As you can imagine, some people are excited and some people are really pissed. Comcast and other ISPs have already begun rattling their sabers and are considering litigation. I imagine that they'll question the FCC's authority to pass such a ruling, but they having stated publicly (yet) what legal recourse they have. Time Warner has gone so far though as to say that the ruling will have a "chilling effect" on investors and innovation (funny, they haven't had problem with either before restricting content). Anyway, I'm pretty excited about the decision and look forward to this being the start of a bright future for the Internet, if this trend continues.

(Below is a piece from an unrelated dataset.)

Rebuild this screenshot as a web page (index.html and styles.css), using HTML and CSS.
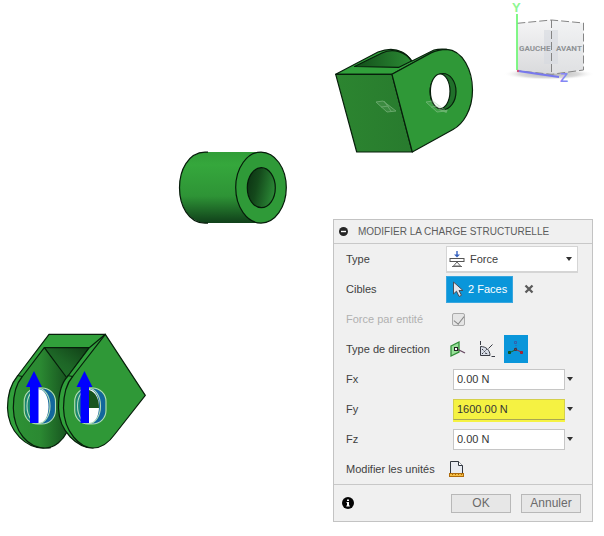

One more thing on the FCC: they're proposing a nationwide wireless Internet service with the pornography filtered out. This makes sense coming from a typically conservative FCC, but it definitely steps on the fingers of the first amendment, as some advocacy groups are fighting for. It must be rough fighting for the rights of people who film sex, but any censorship on the Internet could lead to a slippery slope and such access control should be left to parents. I mean what problem would doing this solve? There's Internet not controlled by the government that's not censored, so there's always a way for determined minors to get around it. Also, why are we wasting money on a national broadband service? Why not just promote more competition in ISPs?
Apple has been having some trouble with its MobileMe service. I don't use it myself but users have been abuzz with near daily outages for some users. It's at the point that Jobs is personally overseeing the fixes, probably with a long whip. It amazes me that they would release this sort of service without stress testing it more thoroughly. My guess is that it was triggered by 1G iPhone users upgrading to 2.0, because my brother's update was taking forever. I guess it runs on the same hardware as MobileMe? By the way, if you want your own iPhone but don't want to go to AT&T, then you'll have to wait until at least 2010.
One last bit of Apple news, and this one has been everywhere: they're telling retailers to stock up on their MacBooks and iPods, theoretically in preparation for fresh merchandise. This would mean some sort of drastic change on both lines, but why would it be drastic enough for consumers to not want it? They are expecting lower profits next quarter, so maybe they're just being bear-ish about it? Also, if they expect demand to be so high for the existing lines, why not keep this a secret from the retailers (i.e. the public) and just stock up in their own warehouses? Something is fishy about this...could it be a smoke screen?
Firefox's Market Share Grows
Firefox is going strong with its market share exceeding 20% while Internet Explorer shrinks to below 70%. This is pretty impressive considering that they were under 10% just a few years ago. The Firefox team is also gearing up for version 3.1, which includes visual tab switching (kind of Aero-like) and wildcard searching in your address bar for past URLs. They're minor adjustments, but I'm really looking forward to the latter.
Microsoft has been working on a project called Midori that is supposedly an alternate OS to Windows. The speculation is that it'll be an Internet-based OS as Microsoft observes the growing trend of virtualization, and if that's true then this is probably the first time in a long time that Microsoft is really thinking ahead of the curve. If we could sell thin clients then even more households could have computers and laptops for less.
Adsense for Games
Google is looking into how to put advertising into games, something that I thought would've already been implemented by now by somebody. They've already developed a technology to insert video ads (probably in "beta", knowing Google), but I personally think that video ads will just alienate customers frustrated with it and wishing they could pay to just get rid of them. Why not do things like product placement, billboards, and other forms of more subtle advertising without having the game characters cop out and say "and now a word from our sponsors!" I could get behind something like that if it significantly reduced the price of a video game or if it made the game free with a paid, ad-free version, but I can't find any more details so hopefully we'll learn more soon.
In other Google News, their Street View (in Google Maps) has been approved for the UK, which isn't too surprising given that the government there already has cameras everywhere to monitor the people, but people have been suing Google in the U.S. without much success. I don't think Street View is all that bad, unless it's regularly updated. One more thing from Google: they've been investing in eco-friendly vehicles, including the awesome 300 MPG Aptera. I think this is kind of straying from their core business a bit much, but I guess diversification isn't a bad thing.
There's just two more things I wanted to mention. The first is Gizmodo's explanation of every cable you'll probably encounter right now. It has a lot of information you never know you wanted to know, so it's at least worth a glance. The other thing is the best primer to the Linux command line that I've ever seen. If you're scared to touch a Linux machine, then read it and don't be afraid anymore!